* Do this *
Select the lines that hold the word "React" and copy each one.

* Provided records *
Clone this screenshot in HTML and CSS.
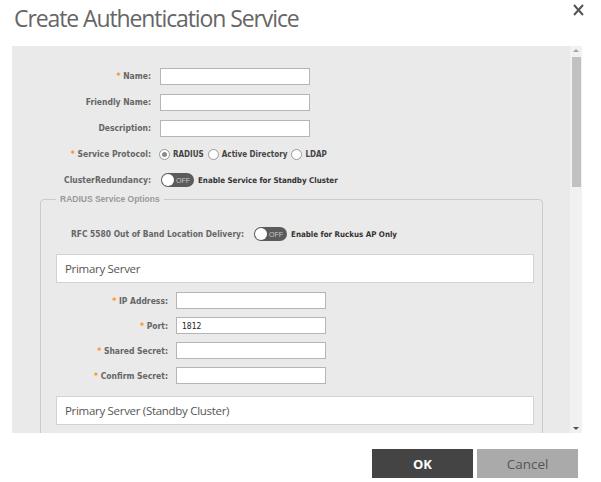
FILE: index.html
```html
<!DOCTYPE html>
<html lang="en">
<head>
    <meta charset="UTF-8">
    <title>Create Authentication Service</title>
    <link rel="stylesheet" href="styles.css">
</head>
<body>
    <div class="dialog">
        <div class="dialog-head">
            <h1 class="dialog-title">Create Authentication Service</h1>
            <span class="close-x">
                <svg width="11" height="12" viewBox="0 0 11 12"><path d="M1 1 L10 11 M10 1 L1 11" stroke="#555" stroke-width="2" fill="none"/></svg>
            </span>
        </div>

        <div class="panel">
            <div class="panel-body">
                <div class="form-row">
                    <label class="req">Name:</label>
                    <input type="text" class="field">
                </div>
                <div class="form-row">
                    <label>Friendly Name:</label>
                    <input type="text" class="field">
                </div>
                <div class="form-row">
                    <label>Description:</label>
                    <input type="text" class="field">
                </div>
                <div class="form-row">
                    <label class="req">Service Protocol:</label>
                    <div class="radios">
                        <span class="radio checked"></span><span class="opt">RADIUS</span>
                        <span class="radio"></span><span class="opt">Active Directory</span>
                        <span class="radio"></span><span class="opt">LDAP</span>
                    </div>
                </div>
                <div class="form-row">
                    <label>ClusterRedundancy:</label>
                    <div class="switch-line">
                        <span class="switch"><span class="knob"></span>OFF</span>
                        <span class="switch-text">Enable Service for Standby Cluster</span>
                    </div>
                </div>

                <fieldset class="group">
                    <legend>RADIUS Service Options</legend>

                    <div class="rfc-row">
                        <label>RFC 5580 Out of Band Location Delivery:</label>
                        <div class="switch-line">
                            <span class="switch"><span class="knob"></span>OFF</span>
                            <span class="switch-text">Enable for Ruckus AP Only</span>
                        </div>
                    </div>

                    <div class="section-head">Primary Server</div>

                    <div class="form-row sub">
                        <label class="req">IP Address:</label>
                        <input type="text" class="field">
                    </div>
                    <div class="form-row sub">
                        <label class="req">Port:</label>
                        <input type="text" class="field" value="1812">
                    </div>
                    <div class="form-row sub">
                        <label class="req">Shared Secret:</label>
                        <input type="text" class="field">
                    </div>
                    <div class="form-row sub">
                        <label class="req">Confirm Secret:</label>
                        <input type="text" class="field">
                    </div>

                    <div class="section-head standby">Primary Server (Standby Cluster)</div>
                </fieldset>
            </div>

            <div class="scrollbar">
                <span class="arrow up"></span>
                <span class="thumb"></span>
                <span class="track-rest"></span>
                <span class="arrow down"></span>
            </div>
        </div>

        <div class="dialog-foot">
            <button class="btn btn-ok">OK</button>
            <button class="btn btn-cancel">Cancel</button>
        </div>
    </div>
</body>
</html>
```

FILE: styles.css
```css
body {
    margin: 0;
    background: #fff;
    font-family: "DejaVu Sans Condensed", "DejaVu Sans", sans-serif;
}
.dialog {
    width: 601px;
    height: 482px;
}
.dialog-head {
    height: 46px;
    display: flex;
    justify-content: space-between;
    align-items: flex-start;
}
.dialog-title {
    margin: 3px 0 0 14px;
    font-family: "Open Sans", sans-serif;
    font-weight: normal;
    font-size: 23px;
    letter-spacing: -1.1px;
    line-height: 30px;
    color: #666;
}
.close-x {
    margin: 4px 17px 0 0;
    line-height: 0;
}

/* scrolling grey area */
.panel {
    margin-left: 12px;
    width: 570px;
    height: 387px;
    display: flex;
    background: #eaeaea;
}
.panel-body {
    flex: 1;
    overflow: hidden;
    padding-top: 17px;
}
.scrollbar {
    width: 12px;
    background: #f1f1f1;
    display: flex;
    flex-direction: column;
    align-items: center;
}
.arrow {
    height: 11px;
    width: 12px;
    position: relative;
}
.arrow.up::after,
.arrow.down::after {
    content: "";
    position: absolute;
    left: 3px;
    border-left: 3px solid transparent;
    border-right: 3px solid transparent;
}
.arrow.up::after {
    top: 3px;
    border-bottom: 3px solid #a3a3a3;
}
.arrow.down::after {
    bottom: 3px;
    border-top: 3px solid #505050;
}
.thumb {
    width: 9px;
    height: 130px;
    background: #c1c1c1;
}
.track-rest {
    flex: 1;
}

/* rows */
.form-row {
    height: 26px;
    display: flex;
    align-items: center;
}
.form-row label {
    width: 139px;
    margin-right: 9px;
    text-align: right;
    font-size: 8.5px;
    font-weight: bold;
    color: #666;
}
.req::before {
    content: "* ";
    color: #f7931d;
}
.field {
    box-sizing: border-box;
    width: 150px;
    height: 17px;
    margin: 0;
    padding: 0 5px;
    border: 1px solid #b5b5b5;
    background: #fff;
    font-family: "DejaVu Sans Condensed", sans-serif;
    font-size: 8.5px;
    color: #222;
    outline: none;
}

.radios {
    display: flex;
    align-items: center;
    margin-left: -1px;
}
.radio {
    box-sizing: border-box;
    width: 11px;
    height: 11px;
    border: 1px solid #999;
    border-radius: 50%;
    background: #fff;
    position: relative;
}
.radio.checked::after {
    content: "";
    position: absolute;
    left: 2px;
    top: 2px;
    width: 5px;
    height: 5px;
    border-radius: 50%;
    background: #8c8c8c;
}
.opt {
    margin: 0 4px 0 3px;
    font-size: 8px;
    font-weight: bold;
    color: #444;
}

.switch-line {
    display: flex;
    align-items: center;
}
.switch {
    box-sizing: border-box;
    width: 33px;
    height: 14px;
    border-radius: 7px;
    background: #5b5b5b;
    display: flex;
    align-items: center;
    padding: 0 4px 0 1px;
    justify-content: space-between;
    font-family: "Liberation Sans", sans-serif;
    font-size: 7px;
    color: #c8c8c8;
    margin-left: 1px;
}
.knob {
    width: 12px;
    height: 12px;
    border-radius: 50%;
    background: #fff;
}
.switch-text {
    margin-left: 4px;
    font-size: 7.9px;
    font-weight: bold;
    color: #333;
}

/* RADIUS options group */
.group {
    margin: 0 27px 0 28px;
    padding: 0 8px 20px 15px;
    border: 1px solid #cbcbcb;
    border-radius: 4px 4px 0 0;
}
.group legend {
    margin-left: 0;
    padding: 0 4px;
    font-family: "Liberation Sans", sans-serif;
    font-size: 8.5px;
    font-weight: bold;
    line-height: 12px;
    color: #999;
}
.rfc-row {
    height: 26px;
    margin-top: 16px;
    padding-left: 15px;
    display: flex;
    align-items: center;
}
.rfc-row label {
    margin-right: 9px;
    font-size: 8.4px;
    font-weight: bold;
    color: #666;
}
.section-head {
    box-sizing: border-box;
    height: 29px;
    margin-top: 7px;
    padding-left: 8px;
    display: flex;
    align-items: center;
    background: #fff;
    border: 1px solid #d2d2d2;
    font-family: "Open Sans", sans-serif;
    font-size: 11.5px;
    letter-spacing: -0.3px;
    color: #555;
}
.section-head.standby {
    margin-top: 8px;
}
.form-row.sub {
    height: 25px;
}
.section-head + .form-row.sub {
    margin-top: 5px;
}
.form-row.sub label {
    width: 112px;
    margin-right: 8px;
}

/* footer buttons */
.dialog-foot {
    display: flex;
    justify-content: flex-end;
    gap: 4px;
    padding: 16px 23px 0 0;
}
.btn {
    width: 101px;
    height: 29px;
    border: none;
    border-radius: 0;
    font-family: "Open Sans", sans-serif;
    font-size: 13.5px;
    cursor: pointer;
}
.btn-ok {
    background: #444;
    color: #fff;
    font-weight: bold;
    font-size: 13px;
}
.btn-cancel {
    background: #aaa;
    color: #555;
}
```
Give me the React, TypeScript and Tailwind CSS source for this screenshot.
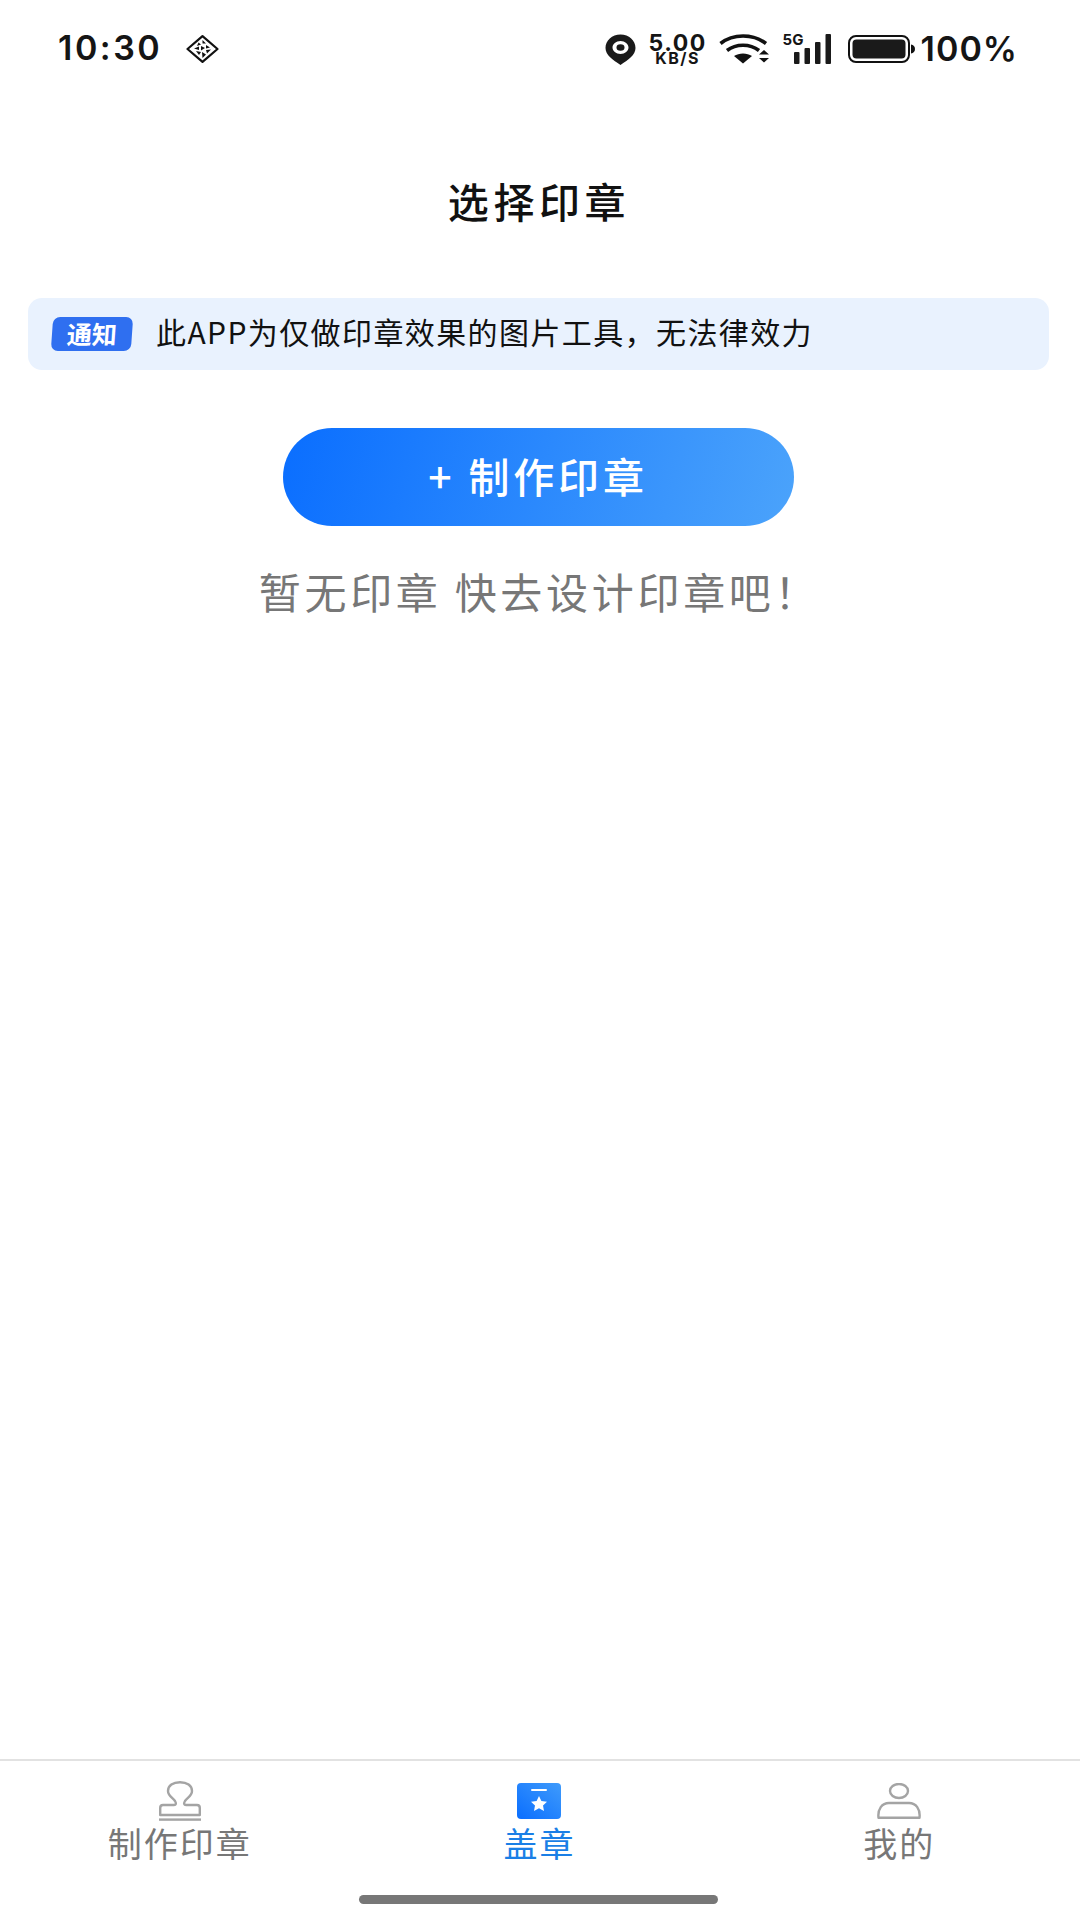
import React from "react";

const cjk = { fontFamily: '"Noto Sans CJK SC", "Noto Sans", sans-serif' };
const inter = { fontFamily: "Inter, sans-serif" };

function DiamondIcon() {
  return (
    <svg width="33" height="28" viewBox="0 0 33 28" className="block">
      <path d="M16.5 1.2 L31.5 14 L16.5 26.8 L1.5 14 Z" fill="none" stroke="#111" strokeWidth="2.2" strokeLinejoin="round" />
      <path d="M16.5 5 L20 8.5 L16.5 8.5 Z M12.5 7.5 L15 9.5 L11 11 Z M20 10 L24 12.5 L20 13.5 Z M8 13.5 L13 11.5 L13 15 Z M15 11 L19 13 L15 15.5 Z M20 15 L25 14.5 L21 18.5 Z M10 16 L15 17 L13 20 Z M16 17 L20 19.5 L16.5 23 Z" fill="#111" />
    </svg>
  );
}

function PinIcon() {
  return (
    <svg width="31" height="31" viewBox="0 0 31 31" className="block">
      <path fillRule="evenodd" d="M15.5 0.5 C7 0.5 0.5 6.5 0.5 14 C0.5 21 8 26 15.5 31 C23 26 30.5 21 30.5 14 C30.5 6.5 24 0.5 15.5 0.5 Z M15.5 7 C20 7 23.5 10 23.5 13.5 C23.5 17 20 20 15.5 20 C11 20 7.5 17 7.5 13.5 C7.5 10 11 7 15.5 7 Z" fill="#1a1a1a" />
      <ellipse cx="15.5" cy="13.5" rx="4" ry="3.2" fill="#1a1a1a" />
    </svg>
  );
}

function WifiIcon() {
  return (
    <svg width="50" height="30" viewBox="0 0 50 30" className="block">
      <path d="M1.5 9.5 C14 -0.5 34 -0.5 47 9.5" fill="none" stroke="#111" strokeWidth="3.6" />
      <path d="M8 16.5 C17 9.5 31 9.5 40 16.5" fill="none" stroke="#111" strokeWidth="3.6" />
      <path d="M15 22 C20 18.5 28 18.5 33 22 L24 29.5 Z" fill="#111" />
      <path d="M40 20.5 L45 16 L50 20.5 Z M40 24 L50 24 L45 28.5 Z" fill="#111" />
    </svg>
  );
}

function SignalBars() {
  return (
    <svg width="38" height="30" viewBox="0 0 38 30" className="block">
      <rect x="0" y="18" width="5.5" height="12" rx="1" fill="#1a1a1a" />
      <rect x="10.5" y="14" width="5.5" height="16" rx="1" fill="#1a1a1a" />
      <rect x="21" y="8" width="5.5" height="22" rx="1" fill="#1a1a1a" />
      <rect x="31.5" y="0" width="5.5" height="30" rx="1" fill="#1a1a1a" />
    </svg>
  );
}

function BatteryIcon() {
  return (
    <svg width="67" height="28" viewBox="0 0 67 28" className="block">
      <rect x="1" y="1" width="60" height="26" rx="7" fill="none" stroke="#111" strokeWidth="2" />
      <rect x="4.5" y="4.5" width="53" height="19" rx="4" fill="#1a1a1a" />
      <path d="M63 9.5 C65.5 10 67 11.5 67 14 C67 16.5 65.5 18 63 18.5 Z" fill="#111" />
    </svg>
  );
}

function StampIcon() {
  return (
    <svg width="42" height="40" viewBox="0 0 42 40" className="block">
      <path d="M1.2 34 L1.2 27 C1.2 25 2 24 4 24 L15 24 C17 24 17.5 22.5 16 20 C14 17 9 15 9 10 C9 4.5 14 1.2 21 1.2 C28 1.2 33 4.5 33 10 C33 15 28 17 26 20 C24.5 22.5 25 24 27 24 L38 24 C40 24 40.8 25 40.8 27 L40.8 34 Z" fill="none" stroke="#a4a4a4" strokeWidth="2.4" strokeLinejoin="round" />
      <rect x="0" y="37.4" width="42" height="2.4" fill="#a4a4a4" />
    </svg>
  );
}

function BlueStampIcon() {
  return (
    <svg width="44" height="36" viewBox="0 0 44 36" className="block">
      <defs>
        <linearGradient id="bs" x1="0" y1="1" x2="1" y2="0">
          <stop offset="0" stopColor="#0a6eff" />
          <stop offset="1" stopColor="#3f9bfb" />
        </linearGradient>
      </defs>
      <rect x="0" y="0" width="44" height="36" rx="4" fill="url(#bs)" />
      <rect x="14" y="6" width="16" height="2" rx="1" fill="#fff" />
      <path d="M22 13 L24.4 18 L30 18.7 L26 22.5 L27 28 L22 25.3 L17 28 L18 22.5 L14 18.7 L19.6 18 Z" fill="#fff" />
    </svg>
  );
}

function UserIcon() {
  return (
    <svg width="44" height="36" viewBox="0 0 44 36" className="block">
      <ellipse cx="22" cy="8" rx="9" ry="7" fill="none" stroke="#a4a4a4" strokeWidth="2.4" />
      <path d="M1.5 34.8 L42.5 34.8 C43.5 26 39 20 32 20 L12 20 C5 20 0.5 26 1.5 34.8 Z" fill="none" stroke="#a4a4a4" strokeWidth="2.4" strokeLinejoin="round" />
    </svg>
  );
}

function Tab({ icon, label, active }: { icon: React.ReactNode; label: string; active?: boolean }) {
  return (
    <div className="flex flex-col items-center">
      <div className="flex h-[40px] items-center justify-center">{icon}</div>
      <span className={`text-[34px] leading-[44px] tracking-[2px] ${active ? "text-[#1a7fe6]" : "text-[#777777]"}`} style={cjk}>
        {label}
      </span>
    </div>
  );
}

export default function App() {
  return (
    <div className="flex h-[1920px] w-[1080px] flex-col overflow-hidden bg-white" style={cjk}>
      <div className="flex h-[98px] items-center pl-[58px] pr-[62px] text-[#151515]">
        <span className="pb-[3px] text-[34px] font-semibold tracking-[2.5px]" style={inter}>10:30</span>
        <div className="ml-[24px] pb-[1px]"><DiamondIcon /></div>
        <div className="ml-auto flex items-center">
          <PinIcon />
          <div className="ml-[11px] flex w-[62px] flex-col items-center font-bold leading-none" style={inter}>
            <span className="text-[23px] leading-[18px] tracking-[1.5px]">5.00</span>
            <span className="text-[16px] leading-[13px] tracking-[1.5px]">KB/S</span>
          </div>
          <div className="ml-[10px]"><WifiIcon /></div>
          <div className="relative ml-[25px] h-[30px] w-[37px]">
            <SignalBars />
            <span className="absolute left-[-11px] top-[-2px] text-[15px] font-bold leading-[15px]" style={inter}>5G</span>
          </div>
          <div className="ml-[17px]"><BatteryIcon /></div>
          <span className="ml-[6px] pb-[2px] text-[34px] font-semibold tracking-[1px]" style={inter}>100%</span>
        </div>
      </div>

      <div className="mr-[2px] mt-[72px] text-center text-[41px] font-medium leading-[60px] tracking-[4.6px] text-[#111111]">选择印章</div>

      <div className="ml-[28px] mr-[31px] mt-[68px] flex h-[72px] items-center rounded-[14px] bg-[#e9f2fe] pl-[24px]">
        <span className="flex h-[34px] w-[80px] items-center justify-center rounded-[7px] bg-[#2f6ff0] text-[25px] font-bold text-white [transform:skewX(-4deg)]">通知</span>
        <span className="relative top-[-3px] ml-[24px] text-[30px] tracking-[1.4px] text-[#111111]">此APP为仅做印章效果的图片工具，无法律效力</span>
      </div>

      <div className="mr-[4px] mt-[58px] flex h-[98px] w-[511px] items-center justify-center self-center rounded-full bg-linear-[105deg] from-[#0a6eff] to-[#4ba3fb] pb-[2px] text-[41px] font-medium tracking-[3.8px] text-white">
        + 制作印章
      </div>

      <div className="mr-[1px] mt-[35px] text-center text-[42px] leading-[60px] tracking-[3.7px] text-[#777777]">暂无印章 快去设计印章吧！</div>

      <div className="mt-auto h-[161px] border-t-2 border-[#e2e2e2]">
        <div className="grid grid-cols-3 pr-[1px] pt-[20px]">
          <Tab icon={<StampIcon />} label="制作印章" />
          <Tab icon={<BlueStampIcon />} label="盖章" active />
          <Tab icon={<UserIcon />} label="我的" />
        </div>
        <div className="ml-[359px] mt-[30px] h-[9px] w-[359px] rounded-full bg-[#777777]" />
      </div>
    </div>
  );
}
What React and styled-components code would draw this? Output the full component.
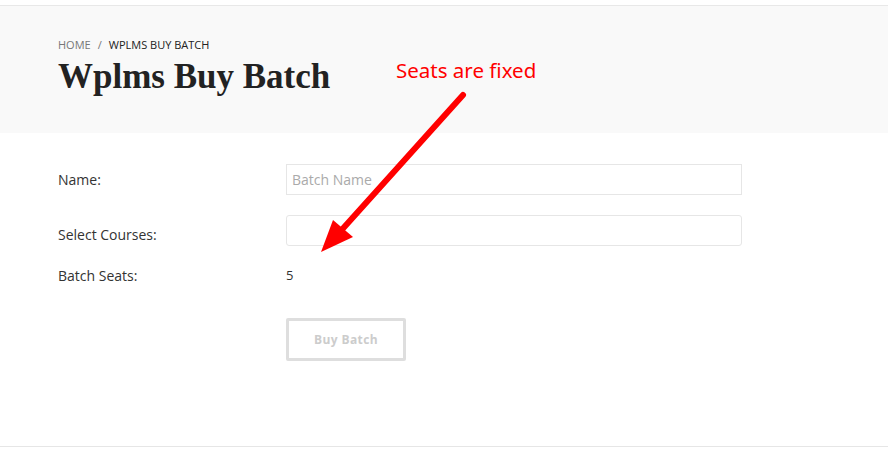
import React from 'react';
import styled, { createGlobalStyle } from 'styled-components';

const GlobalStyle = createGlobalStyle`
  body {
    margin: 0;
    padding: 0;
    background: #fff;
    font-family: "Open Sans", "Liberation Sans", sans-serif;
  }
`;

const Page = styled.div`
  position: relative;
  width: 888px;
  height: 456px;
  overflow: hidden;
  background: #fff;
  padding-top: 5px;
  box-sizing: border-box;
`;

const Header = styled.header`
  background: #f9f9f9;
  border-top: 1px solid #e8e8e8;
  height: 128px;
  box-sizing: border-box;
  padding: 31px 58px 0;
`;

const Crumbs = styled.div`
  font-size: 11px;
  line-height: 16px;
  text-transform: uppercase;
  color: #222;
  display: flex;
  gap: 7px;
`;

const Crumb = styled.span`
  color: ${p => (p.muted ? '#777' : '#222')};
`;

const Title = styled.h1`
  margin: 2px 0 0;
  font-family: "Liberation Serif", "Times New Roman", serif;
  font-weight: bold;
  font-size: 35px;
  line-height: 44px;
  color: #222;
`;

const Form = styled.div`
  display: grid;
  grid-template-columns: 228px 456px;
  padding: 31px 0 0 58px;
  row-gap: 20px;
  align-items: center;
`;

const Label = styled.label`
  font-size: 14px;
  color: #333;
  padding-top: ${p => p.shift || 0}px;
`;

const Input = styled.input`
  height: 31px;
  box-sizing: border-box;
  border: 1px solid #e6e6e6;
  border-radius: ${p => (p.rounded ? '3px' : '0')};
  padding: 0 5px;
  font-family: "Open Sans", sans-serif;
  font-size: 14px;
  color: #333;
  background: #fff;
  outline: none;
  &::placeholder {
    color: #aaa;
  }
`;

const Value = styled.div`
  font-size: 13px;
  color: #333;
  margin-top: -2px;
`;

const Button = styled.button`
  grid-column: 2;
  justify-self: start;
  margin-top: 13px;
  width: 120px;
  height: 43px;
  border: 3px solid #dedede;
  border-radius: 2px;
  background: #fff;
  color: #ccc;
  font-family: "Open Sans", sans-serif;
  font-weight: bold;
  font-size: 12px;
  letter-spacing: 0.4px;
`;

const Footer = styled.div`
  position: absolute;
  left: 0;
  right: 0;
  top: 446px;
  border-top: 1px solid #e6e6e6;
`;

const Note = styled.div`
  position: absolute;
  left: 396px;
  top: 56px;
  font-family: "Noto Sans", "Open Sans", sans-serif;
  font-size: 20.5px;
  color: #f00;
`;

const Arrow = styled.svg`
  position: absolute;
  left: 0;
  top: 0;
  pointer-events: none;
`;

export default function App() {
  return (
    <>
      <GlobalStyle />
      <Page>
        <Header>
          <Crumbs>
            <Crumb muted>Home</Crumb>
            <Crumb muted>/</Crumb>
            <Crumb>Wplms Buy Batch</Crumb>
          </Crumbs>
          <Title>Wplms Buy Batch</Title>
        </Header>
        <Form>
          <Label>Name:</Label>
          <Input placeholder="Batch Name" />
          <Label shift={8}>Select Courses:</Label>
          <Input rounded />
          <Label>Batch Seats:</Label>
          <Value>5</Value>
          <Button>Buy Batch</Button>
        </Form>
        <Footer />
        <Note>Seats are fixed</Note>
        <Arrow width="888" height="456">
          <line x1="463" y1="95" x2="338" y2="234" stroke="#f00" strokeWidth="6" strokeLinecap="round" />
          <polygon points="321,252 333,220 353,237" fill="#f00" />
        </Arrow>
      </Page>
    </>
  );
}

* Answer for this exercise *
Give me the React, TypeScript and Tailwind CSS source for this screenshot.
import React from "react";
function Tab({ icon, label, active }: { icon: React.ReactNode; label: string; active?: boolean }) {
What React and styled-components code would draw this? Output the full component.
import React from 'react';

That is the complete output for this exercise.